═════ Given material ═════
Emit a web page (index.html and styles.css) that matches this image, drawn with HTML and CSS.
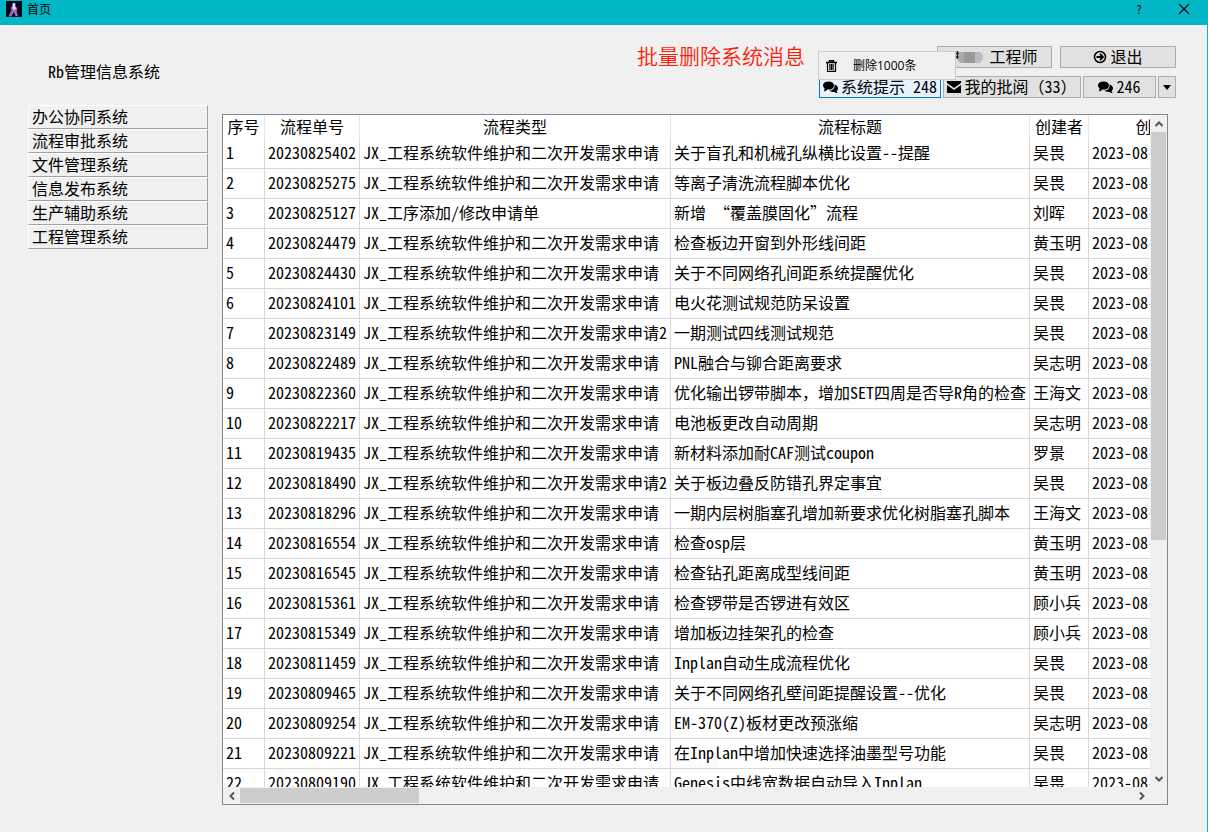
FILE: index.html
```html
<!DOCTYPE html>
<html lang="zh-CN">
<head>
<meta charset="utf-8">
<title>首页</title>
<link rel="stylesheet" href="styles.css">
</head>
<body>
<div class="window">
  <header class="titlebar">
    <svg class="app-icon" viewBox="0 0 16 16" aria-hidden="true"><rect width="16" height="16" fill="#08081c"/><path d="M6.500 2h3v3l2 3-1 2 1.500 5h-2.500L8 11l-3 4.500H2.500l3-6.500-1-2 2-2z" fill="#a06cc4"/><path d="M7 2.500h2v3l1 2-2 2-1.500-3z" fill="#f0d8f2"/></svg>
    <span class="window-title">首页</span>
    <button class="win-btn help" aria-label="帮助">?</button>
    <button class="win-btn" aria-label="关闭"><svg width="12" height="12" viewBox="0 0 12 12"><path d="M1 1l10 10M11 1L1 11" stroke="#000" stroke-width="1.100"/></svg></button>
  </header>
  <main class="content">
    <aside class="sidebar">
      <h1 class="system-name">Rb管理信息系统</h1>
      <nav class="nav">
        <button class="nav-item">办公协同系统</button>
        <button class="nav-item">流程审批系统</button>
        <button class="nav-item">文件管理系统</button>
        <button class="nav-item">信息发布系统</button>
        <button class="nav-item">生产辅助系统</button>
        <button class="nav-item">工程管理系统</button>
      </nav>
    </aside>
    <section class="workspace">
      <div class="toolbar">
        <p class="note">批量删除系统消息</p>
        <div class="actions">
          <div class="action-row account">
            <button class="btn user"><svg class="mask" width="34" height="16" viewBox="0 0 34 16" aria-hidden="true"><path d="M6.500 2v8M5 4.500h5M5 8h3" stroke="#222" stroke-width="1.500"/><path d="M8 4l3-1h13v11H10l-3-2z" fill="#aaa"/><rect x="13" y="3" width="11" height="11" fill="#999"/><path d="M24 3h5l3 3v4l-3 4h-5z" fill="#b8bbc0"/></svg><span>工程师</span></button>
            <button class="btn exit"><svg width="14" height="14" viewBox="0 0 14 14"><circle cx="7" cy="7" r="5.500" fill="none" stroke="#000" stroke-width="1.500"/><path d="M3.500 7h5M7 4l3 3-3 3" fill="none" stroke="#000" stroke-width="1.800"/></svg><span>退出</span></button>
          </div>
          <div class="action-row">
            <button class="btn tips active"><svg width="15" height="13" viewBox="0 0 15 13"><path d="M11.500 3.500c2 .6 3.500 2 3.500 3.800 0 1.200-.6 2.100-1.500 2.800.2.900.7 1.400 1.200 1.900-1.400 0-2.500-.5-3.300-1.100-2.100.3-4-.2-5.100-1.300 3.200-.1 5.800-2.200 5.200-6.100z"/><ellipse cx="5.500" cy="4.500" rx="5.500" ry="4.100"/><path d="M2 7L.8 10.300c1.500-.1 2.700-.8 3.500-1.900z"/></svg><span>系统提示 248</span></button>
            <button class="btn review"><svg width="14" height="12" viewBox="0 0 14 12"><path d="M0 0h14v2L7 7 0 2zM0 4l7 5 7-5v8H0z"/></svg><span>我的批阅（33）</span></button>
            <button class="btn chat"><svg width="15" height="13" viewBox="0 0 15 13"><path d="M11.500 3.500c2 .6 3.500 2 3.500 3.800 0 1.200-.6 2.100-1.500 2.800.2.900.7 1.400 1.200 1.900-1.400 0-2.500-.5-3.300-1.100-2.100.3-4-.2-5.100-1.300 3.200-.1 5.800-2.200 5.200-6.100z"/><ellipse cx="5.500" cy="4.500" rx="5.500" ry="4.100"/><path d="M2 7L.8 10.300c1.500-.1 2.700-.8 3.500-1.900z"/></svg><span>246</span></button>
            <button class="btn more" aria-label="更多"><svg width="8" height="5" viewBox="0 0 8 5"><path d="M0 0h8L4 5z"/></svg></button>
          </div>
          <div class="menu">
            <button class="menu-item"><svg width="11" height="12" viewBox="0 0 11 12"><path d="M0 2.500h11M3.500 2.500V.7h4v1.800" fill="none" stroke="#000" stroke-width="1.400"/><path d="M1.500 3v8.300h8V3M3.900 4v6M5.500 4v6M7.100 4v6" fill="none" stroke="#000" stroke-width="1.200"/></svg><span>删除1000条</span></button>
          </div>
        </div>
      </div>
      <div class="panel">
        <div class="viewport">
          <table class="grid">
            <colgroup><col class="c-no"><col class="c-id"><col class="c-type"><col class="c-title"><col class="c-author"><col class="c-date"></colgroup>
            <thead><tr><th>序号</th><th>流程单号</th><th>流程类型</th><th>流程标题</th><th>创建者</th><th>创建时间</th></tr></thead>
            <tbody>
              <tr><td>1</td><td>20230825402</td><td>JX_工程系统软件维护和二次开发需求申请</td><td>关于盲孔和机械孔纵横比设置--提醒</td><td>吴畏</td><td>2023-08-25</td></tr>
              <tr><td>2</td><td>20230825275</td><td>JX_工程系统软件维护和二次开发需求申请</td><td>等离子清洗流程脚本优化</td><td>吴畏</td><td>2023-08-25</td></tr>
              <tr><td>3</td><td>20230825127</td><td>JX_工序添加/修改申请单</td><td>新增 “覆盖膜固化”流程</td><td>刘晖</td><td>2023-08-25</td></tr>
              <tr><td>4</td><td>20230824479</td><td>JX_工程系统软件维护和二次开发需求申请</td><td>检查板边开窗到外形线间距</td><td>黄玉明</td><td>2023-08-24</td></tr>
              <tr><td>5</td><td>20230824430</td><td>JX_工程系统软件维护和二次开发需求申请</td><td>关于不同网络孔间距系统提醒优化</td><td>吴畏</td><td>2023-08-24</td></tr>
              <tr><td>6</td><td>20230824101</td><td>JX_工程系统软件维护和二次开发需求申请</td><td>电火花测试规范防呆设置</td><td>吴畏</td><td>2023-08-24</td></tr>
              <tr><td>7</td><td>20230823149</td><td>JX_工程系统软件维护和二次开发需求申请2</td><td>一期测试四线测试规范</td><td>吴畏</td><td>2023-08-23</td></tr>
              <tr><td>8</td><td>20230822489</td><td>JX_工程系统软件维护和二次开发需求申请</td><td>PNL融合与铆合距离要求</td><td>吴志明</td><td>2023-08-22</td></tr>
              <tr><td>9</td><td>20230822360</td><td>JX_工程系统软件维护和二次开发需求申请</td><td>优化输出锣带脚本，增加SET四周是否导R角的检查</td><td>王海文</td><td>2023-08-22</td></tr>
              <tr><td>10</td><td>20230822217</td><td>JX_工程系统软件维护和二次开发需求申请</td><td>电池板更改自动周期</td><td>吴志明</td><td>2023-08-22</td></tr>
              <tr><td>11</td><td>20230819435</td><td>JX_工程系统软件维护和二次开发需求申请</td><td>新材料添加耐CAF测试coupon</td><td>罗景</td><td>2023-08-19</td></tr>
              <tr><td>12</td><td>20230818490</td><td>JX_工程系统软件维护和二次开发需求申请2</td><td>关于板边叠反防错孔界定事宜</td><td>吴畏</td><td>2023-08-18</td></tr>
              <tr><td>13</td><td>20230818296</td><td>JX_工程系统软件维护和二次开发需求申请</td><td>一期内层树脂塞孔增加新要求优化树脂塞孔脚本</td><td>王海文</td><td>2023-08-18</td></tr>
              <tr><td>14</td><td>20230816554</td><td>JX_工程系统软件维护和二次开发需求申请</td><td>检查osp层</td><td>黄玉明</td><td>2023-08-16</td></tr>
              <tr><td>15</td><td>20230816545</td><td>JX_工程系统软件维护和二次开发需求申请</td><td>检查钻孔距离成型线间距</td><td>黄玉明</td><td>2023-08-16</td></tr>
              <tr><td>16</td><td>20230815361</td><td>JX_工程系统软件维护和二次开发需求申请</td><td>检查锣带是否锣进有效区</td><td>顾小兵</td><td>2023-08-15</td></tr>
              <tr><td>17</td><td>20230815349</td><td>JX_工程系统软件维护和二次开发需求申请</td><td>增加板边挂架孔的检查</td><td>顾小兵</td><td>2023-08-15</td></tr>
              <tr><td>18</td><td>20230811459</td><td>JX_工程系统软件维护和二次开发需求申请</td><td>Inplan自动生成流程优化</td><td>吴畏</td><td>2023-08-11</td></tr>
              <tr><td>19</td><td>20230809465</td><td>JX_工程系统软件维护和二次开发需求申请</td><td>关于不同网络孔壁间距提醒设置--优化</td><td>吴畏</td><td>2023-08-09</td></tr>
              <tr><td>20</td><td>20230809254</td><td>JX_工程系统软件维护和二次开发需求申请</td><td>EM-370(Z)板材更改预涨缩</td><td>吴志明</td><td>2023-08-09</td></tr>
              <tr><td>21</td><td>20230809221</td><td>JX_工程系统软件维护和二次开发需求申请</td><td>在Inplan中增加快速选择油墨型号功能</td><td>吴畏</td><td>2023-08-09</td></tr>
              <tr><td>22</td><td>20230809190</td><td>JX_工程系统软件维护和二次开发需求申请</td><td>Genesis中线宽数据自动导入Inplan</td><td>吴畏</td><td>2023-08-09</td></tr>
            </tbody>
          </table>
        </div>
        <div class="scroll vertical">
          <button class="arrow" aria-label="向上"><svg width="8" height="6" viewBox="0 0 8 6"><path d="M.5 5L4 1.500 7.500 5"/></svg></button>
          <div class="track"><div class="thumb"></div></div>
          <button class="arrow" aria-label="向下"><svg width="8" height="6" viewBox="0 0 8 6"><path d="M.5 1L4 4.500 7.500 1"/></svg></button>
        </div>
        <div class="scroll horizontal">
          <button class="arrow" aria-label="向左"><svg width="6" height="8" viewBox="0 0 6 8"><path d="M5 .5L1.500 4 5 7.500"/></svg></button>
          <div class="track"><div class="thumb"></div></div>
          <button class="arrow" aria-label="向右"><svg width="6" height="8" viewBox="0 0 6 8"><path d="M1 .5L4.500 4 1 7.500"/></svg></button>
        </div>
      </div>
    </section>
  </main>
</div>
</body>
</html>
```
FILE: styles.css
```css
* { box-sizing: border-box; }
body {
  margin: 0;
  background: #f0f0f0;
  color: #000;
  font: 16px/22px "Noto Sans Mono CJK SC", "Noto Sans CJK SC", sans-serif;
}
button {
  margin: 0;
  padding: 0;
  border: 0;
  background: none;
  color: inherit;
  font: inherit;
}
svg { display: block; flex: none; }
.window {
  display: flex;
  flex-direction: column;
  height: 100vh;
  border-right: 1px solid #00b7c3;
}
.titlebar {
  display: flex;
  align-items: center;
  height: 25px;
  padding: 0 10px 7px 6px;
  background: #02b7c5;
  font-size: 12px;
  line-height: 18px;
}
.app-icon { width: 16px; height: 16px; }
.window-title { flex: 1; margin-left: 5px; }
.win-btn {
  display: flex;
  align-items: center;
  justify-content: center;
  width: 26px;
  height: 18px;
  margin-left: 19px;
}
.content {
  flex: 1;
  min-height: 0;
  display: grid;
  grid-template-columns: 180px minmax(0, 1fr);
  grid-template-rows: minmax(0, 1fr);
  gap: 14px;
  padding: 21px 31px 27px 28px;
}
.system-name {
  margin: 0;
  padding: 14px 0 23px 20px;
  font-size: 16px;
  font-weight: 400;
  line-height: 22px;
}
.nav { display: flex; flex-direction: column; }
.nav-item {
  height: 24px;
  padding: 0 0 2px 3px;
  border: 1px solid;
  border-color: #fff #a0a0a0 #a0a0a0 #fff;
  line-height: 20px;
  text-align: left;
}
.workspace { display: flex; flex-direction: column; gap: 16px; min-height: 0; }
.toolbar { display: flex; justify-content: flex-end; gap: 14px; }
.note {
  margin: 0;
  color: #ff1a0a;
  font: 350 21px/18px "Noto Sans CJK SC", sans-serif;
}
.actions { position: relative; display: flex; flex-direction: column; gap: 8px; }
.action-row { display: flex; justify-content: flex-end; gap: 2px; }
.account { gap: 8px; }
.btn {
  display: flex;
  align-items: center;
  justify-content: center;
  gap: 3px;
  height: 22px;
  border: 1px solid #adadad;
  background: #e1e1e1;
  line-height: 20px;
  white-space: nowrap;
}
.btn span { padding-bottom: 2px; }
.btn.active { border-color: #0078d7; background: #e5f1fb; }
.user { width: 115px; gap: 4px; }
.exit { width: 116px; }
.tips { width: 122px; }
.review { width: 138px; }
.chat { width: 73px; }
.more { width: 18px; }
.menu {
  position: absolute;
  top: 5px;
  left: -1px;
  width: 138px;
  padding: 1px;
  border: 1px solid #ccc;
  background: #f0f0f0;
}
.menu-item {
  display: flex;
  align-items: center;
  gap: 16px;
  width: 100%;
  height: 25px;
  padding-left: 6px;
  font: 12px/18px "Open Sans", "Noto Sans CJK SC", sans-serif;
}
.panel {
  flex: 1;
  min-height: 0;
  display: grid;
  grid-template-columns: minmax(0, 1fr) 17px;
  grid-template-rows: minmax(0, 1fr) 17px;
  margin-right: 8px;
  border: 1px solid #828790;
}
.viewport { overflow: auto; scrollbar-width: none; background: #fff; }
.grid { width: 1024px; table-layout: fixed; border-collapse: separate; border-spacing: 0; }
.c-no { width: 42px; }
.c-id { width: 95px; }
.c-type { width: 311px; }
.c-title { width: 359px; }
.c-author { width: 59px; }
.grid th, .grid td {
  padding: 0 0 3px 3px;
  border-right: 1px solid #d8d8d8;
  white-space: nowrap;
  font-weight: 400;
}
.grid th { height: 24px; padding: 0 0 2px; border-color: #e5e5e5; text-align: center; }
.grid td { height: 30px; border-bottom: 1px solid #d8d8d8; }
.scroll { display: flex; background: #f0f0f0; }
.vertical { flex-direction: column; padding-left: 1px; }
.horizontal { padding-top: 1px; }
.track { flex: 1; }
.thumb { background: #cdcdcd; }
.vertical .thumb { width: 15px; height: 64%; }
.horizontal .thumb { width: 20%; height: 15px; }
.arrow { display: flex; align-items: center; justify-content: center; width: 17px; height: 17px; }
.vertical .arrow { width: 15px; }
.horizontal .arrow { height: 15px; }
.arrow path { fill: none; stroke: #555; stroke-width: 2; }
```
═════
◆ What the exercise asks: Go through the material above and count the lines that contain "styles"; answer with the number alone.

◆ Final result: 3